Short task: In the material below, find each line holding the string "page" and copy it.

Data segment:

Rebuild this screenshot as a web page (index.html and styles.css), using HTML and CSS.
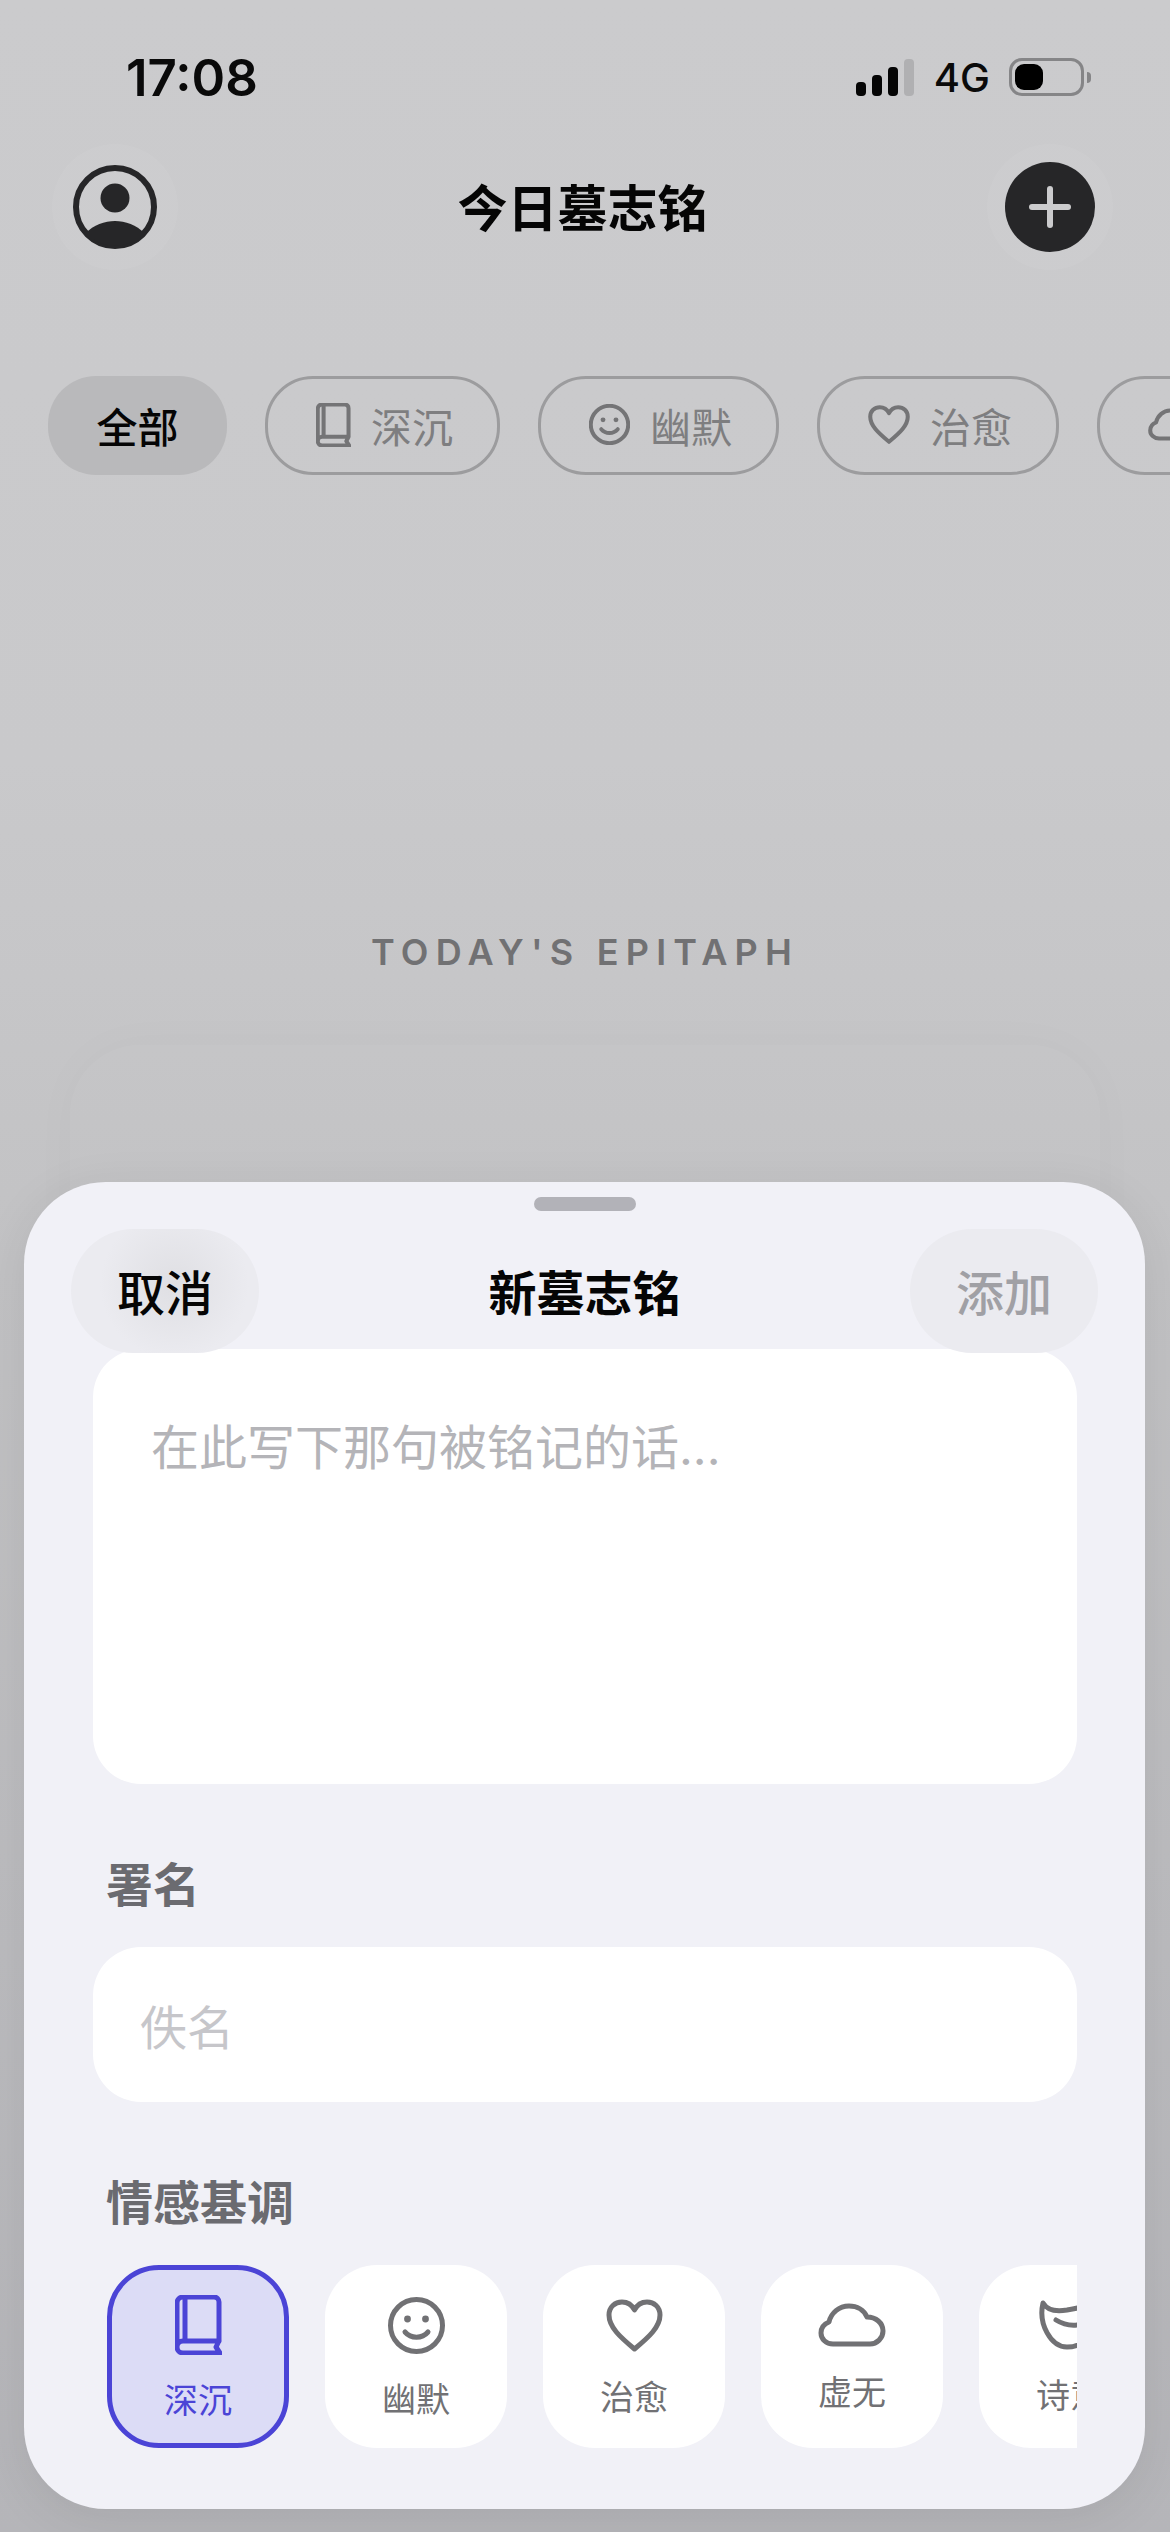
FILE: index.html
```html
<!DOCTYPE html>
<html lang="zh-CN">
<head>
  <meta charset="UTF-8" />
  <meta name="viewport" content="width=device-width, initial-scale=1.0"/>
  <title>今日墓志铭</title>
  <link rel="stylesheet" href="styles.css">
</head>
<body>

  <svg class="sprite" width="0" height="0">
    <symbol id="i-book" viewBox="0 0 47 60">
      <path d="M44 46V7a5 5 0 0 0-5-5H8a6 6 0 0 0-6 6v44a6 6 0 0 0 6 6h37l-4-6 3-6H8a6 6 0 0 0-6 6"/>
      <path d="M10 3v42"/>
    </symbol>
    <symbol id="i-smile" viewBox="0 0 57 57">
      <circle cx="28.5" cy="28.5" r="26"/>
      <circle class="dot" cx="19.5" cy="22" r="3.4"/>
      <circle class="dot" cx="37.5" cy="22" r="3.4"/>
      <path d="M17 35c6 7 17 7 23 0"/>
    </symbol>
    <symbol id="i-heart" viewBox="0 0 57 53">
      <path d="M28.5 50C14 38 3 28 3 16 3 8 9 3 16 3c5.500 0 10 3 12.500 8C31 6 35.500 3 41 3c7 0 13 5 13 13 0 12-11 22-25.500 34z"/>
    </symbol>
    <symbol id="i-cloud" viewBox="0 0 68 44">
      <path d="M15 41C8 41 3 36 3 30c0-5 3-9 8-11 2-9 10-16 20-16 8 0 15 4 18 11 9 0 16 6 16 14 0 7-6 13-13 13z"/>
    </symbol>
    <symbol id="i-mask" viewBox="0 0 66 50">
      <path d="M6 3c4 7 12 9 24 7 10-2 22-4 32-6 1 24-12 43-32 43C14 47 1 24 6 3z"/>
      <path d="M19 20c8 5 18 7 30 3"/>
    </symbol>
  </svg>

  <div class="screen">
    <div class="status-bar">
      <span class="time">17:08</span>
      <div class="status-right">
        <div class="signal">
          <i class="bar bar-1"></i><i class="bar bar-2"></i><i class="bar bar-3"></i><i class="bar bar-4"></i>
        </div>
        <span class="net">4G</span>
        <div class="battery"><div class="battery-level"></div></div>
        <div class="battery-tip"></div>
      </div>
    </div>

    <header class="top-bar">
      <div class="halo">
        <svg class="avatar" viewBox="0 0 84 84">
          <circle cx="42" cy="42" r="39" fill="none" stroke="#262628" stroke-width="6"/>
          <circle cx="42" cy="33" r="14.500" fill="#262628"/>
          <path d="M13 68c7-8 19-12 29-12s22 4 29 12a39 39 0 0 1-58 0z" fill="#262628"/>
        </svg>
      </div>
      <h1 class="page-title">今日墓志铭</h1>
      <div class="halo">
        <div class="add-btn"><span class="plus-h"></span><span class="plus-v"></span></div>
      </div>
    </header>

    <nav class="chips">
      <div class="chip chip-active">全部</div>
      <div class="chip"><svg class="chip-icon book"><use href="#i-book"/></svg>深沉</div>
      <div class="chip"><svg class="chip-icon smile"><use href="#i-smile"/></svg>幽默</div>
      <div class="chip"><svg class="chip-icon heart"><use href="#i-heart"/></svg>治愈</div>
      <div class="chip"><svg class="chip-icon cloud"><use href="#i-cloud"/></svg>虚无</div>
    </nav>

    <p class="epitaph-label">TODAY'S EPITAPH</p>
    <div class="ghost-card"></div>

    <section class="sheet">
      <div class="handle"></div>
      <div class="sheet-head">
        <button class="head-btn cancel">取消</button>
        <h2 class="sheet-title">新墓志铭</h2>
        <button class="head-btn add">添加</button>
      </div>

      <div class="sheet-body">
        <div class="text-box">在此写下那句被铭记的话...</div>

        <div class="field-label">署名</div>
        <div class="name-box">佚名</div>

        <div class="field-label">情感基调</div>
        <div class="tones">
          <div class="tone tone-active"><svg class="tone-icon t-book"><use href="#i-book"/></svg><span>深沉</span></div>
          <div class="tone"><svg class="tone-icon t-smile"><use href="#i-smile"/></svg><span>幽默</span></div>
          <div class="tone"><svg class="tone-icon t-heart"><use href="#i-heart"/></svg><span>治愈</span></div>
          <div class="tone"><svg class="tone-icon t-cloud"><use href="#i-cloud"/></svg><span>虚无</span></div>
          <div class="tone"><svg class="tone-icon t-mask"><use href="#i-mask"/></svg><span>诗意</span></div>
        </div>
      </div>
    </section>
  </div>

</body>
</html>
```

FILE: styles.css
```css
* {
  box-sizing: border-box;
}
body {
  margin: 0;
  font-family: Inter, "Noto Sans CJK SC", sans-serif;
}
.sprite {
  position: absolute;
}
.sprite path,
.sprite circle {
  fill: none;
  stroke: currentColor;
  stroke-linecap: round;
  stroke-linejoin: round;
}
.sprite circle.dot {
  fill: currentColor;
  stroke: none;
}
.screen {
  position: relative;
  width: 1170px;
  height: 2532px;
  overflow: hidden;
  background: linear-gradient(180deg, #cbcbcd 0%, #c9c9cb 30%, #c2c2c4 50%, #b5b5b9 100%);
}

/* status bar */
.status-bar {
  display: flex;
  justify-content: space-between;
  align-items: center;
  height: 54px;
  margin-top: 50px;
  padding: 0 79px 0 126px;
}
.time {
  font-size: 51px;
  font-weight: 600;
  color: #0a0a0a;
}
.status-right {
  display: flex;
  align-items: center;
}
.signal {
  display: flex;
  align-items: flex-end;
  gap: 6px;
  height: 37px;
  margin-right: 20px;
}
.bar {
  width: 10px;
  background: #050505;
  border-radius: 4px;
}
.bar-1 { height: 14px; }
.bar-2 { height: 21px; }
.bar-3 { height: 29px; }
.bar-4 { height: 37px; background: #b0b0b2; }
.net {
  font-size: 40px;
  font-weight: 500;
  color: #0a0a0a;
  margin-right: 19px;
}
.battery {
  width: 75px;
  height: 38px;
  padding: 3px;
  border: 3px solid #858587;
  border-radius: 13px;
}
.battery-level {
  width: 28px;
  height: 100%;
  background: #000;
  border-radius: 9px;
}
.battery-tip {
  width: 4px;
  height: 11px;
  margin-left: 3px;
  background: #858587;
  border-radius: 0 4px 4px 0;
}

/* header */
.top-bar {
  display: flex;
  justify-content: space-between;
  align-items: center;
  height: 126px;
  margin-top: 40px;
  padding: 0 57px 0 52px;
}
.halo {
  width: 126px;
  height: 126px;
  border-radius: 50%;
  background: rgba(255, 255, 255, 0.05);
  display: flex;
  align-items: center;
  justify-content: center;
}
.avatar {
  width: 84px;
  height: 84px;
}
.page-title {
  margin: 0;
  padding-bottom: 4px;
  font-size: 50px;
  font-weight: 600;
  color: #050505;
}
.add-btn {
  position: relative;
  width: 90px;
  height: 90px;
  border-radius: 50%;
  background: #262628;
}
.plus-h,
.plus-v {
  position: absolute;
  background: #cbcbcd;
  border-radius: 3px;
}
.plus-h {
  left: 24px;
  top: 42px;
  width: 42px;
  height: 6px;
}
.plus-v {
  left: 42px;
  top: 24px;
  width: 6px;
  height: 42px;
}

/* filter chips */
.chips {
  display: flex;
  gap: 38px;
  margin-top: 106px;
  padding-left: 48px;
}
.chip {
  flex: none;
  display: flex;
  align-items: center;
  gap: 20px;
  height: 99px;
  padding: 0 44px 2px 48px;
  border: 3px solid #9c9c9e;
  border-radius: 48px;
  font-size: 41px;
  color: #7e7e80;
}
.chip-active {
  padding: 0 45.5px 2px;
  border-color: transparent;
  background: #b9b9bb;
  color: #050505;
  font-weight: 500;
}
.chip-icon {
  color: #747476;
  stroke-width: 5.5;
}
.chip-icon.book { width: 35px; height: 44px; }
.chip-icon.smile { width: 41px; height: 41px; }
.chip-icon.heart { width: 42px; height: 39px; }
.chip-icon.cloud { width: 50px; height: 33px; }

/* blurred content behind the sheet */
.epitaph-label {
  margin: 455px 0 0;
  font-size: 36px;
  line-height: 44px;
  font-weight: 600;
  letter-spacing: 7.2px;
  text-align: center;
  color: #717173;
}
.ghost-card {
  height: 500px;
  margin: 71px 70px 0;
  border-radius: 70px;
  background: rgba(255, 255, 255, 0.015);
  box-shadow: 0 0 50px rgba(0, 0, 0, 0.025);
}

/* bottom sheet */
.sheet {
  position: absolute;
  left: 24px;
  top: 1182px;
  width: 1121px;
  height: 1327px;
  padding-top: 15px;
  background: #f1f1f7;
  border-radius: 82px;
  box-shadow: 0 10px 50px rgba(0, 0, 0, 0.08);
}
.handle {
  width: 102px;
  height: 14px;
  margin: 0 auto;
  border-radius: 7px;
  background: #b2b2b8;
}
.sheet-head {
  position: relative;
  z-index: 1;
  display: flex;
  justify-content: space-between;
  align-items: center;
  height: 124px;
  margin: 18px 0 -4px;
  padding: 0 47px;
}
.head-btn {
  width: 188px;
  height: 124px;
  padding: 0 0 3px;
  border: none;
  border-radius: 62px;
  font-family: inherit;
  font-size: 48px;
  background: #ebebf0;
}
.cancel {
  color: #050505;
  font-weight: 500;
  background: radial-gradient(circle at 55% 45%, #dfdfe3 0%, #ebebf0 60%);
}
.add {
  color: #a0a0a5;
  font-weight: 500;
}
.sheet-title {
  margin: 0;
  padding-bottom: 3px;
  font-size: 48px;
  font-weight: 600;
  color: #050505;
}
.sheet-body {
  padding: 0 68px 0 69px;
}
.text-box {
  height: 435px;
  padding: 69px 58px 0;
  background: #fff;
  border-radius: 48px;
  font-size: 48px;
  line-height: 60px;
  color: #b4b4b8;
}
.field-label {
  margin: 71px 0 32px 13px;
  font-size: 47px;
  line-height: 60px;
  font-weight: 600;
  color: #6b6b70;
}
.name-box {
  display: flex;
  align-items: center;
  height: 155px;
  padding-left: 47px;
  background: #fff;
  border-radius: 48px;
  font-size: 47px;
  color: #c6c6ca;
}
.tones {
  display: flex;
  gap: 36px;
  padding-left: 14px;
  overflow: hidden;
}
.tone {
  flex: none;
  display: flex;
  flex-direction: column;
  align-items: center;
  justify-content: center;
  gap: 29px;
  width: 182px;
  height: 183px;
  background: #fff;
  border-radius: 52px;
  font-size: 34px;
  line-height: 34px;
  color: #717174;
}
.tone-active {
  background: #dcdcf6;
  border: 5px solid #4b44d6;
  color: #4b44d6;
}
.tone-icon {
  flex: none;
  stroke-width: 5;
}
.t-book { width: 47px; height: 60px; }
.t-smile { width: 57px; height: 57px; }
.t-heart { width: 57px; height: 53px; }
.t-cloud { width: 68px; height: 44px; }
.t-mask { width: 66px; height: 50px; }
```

Full response:
Rebuild this screenshot as a web page (index.html and styles.css), using HTML and CSS.
      <h1 class="page-title">今日墓志铭</h1>
.page-title {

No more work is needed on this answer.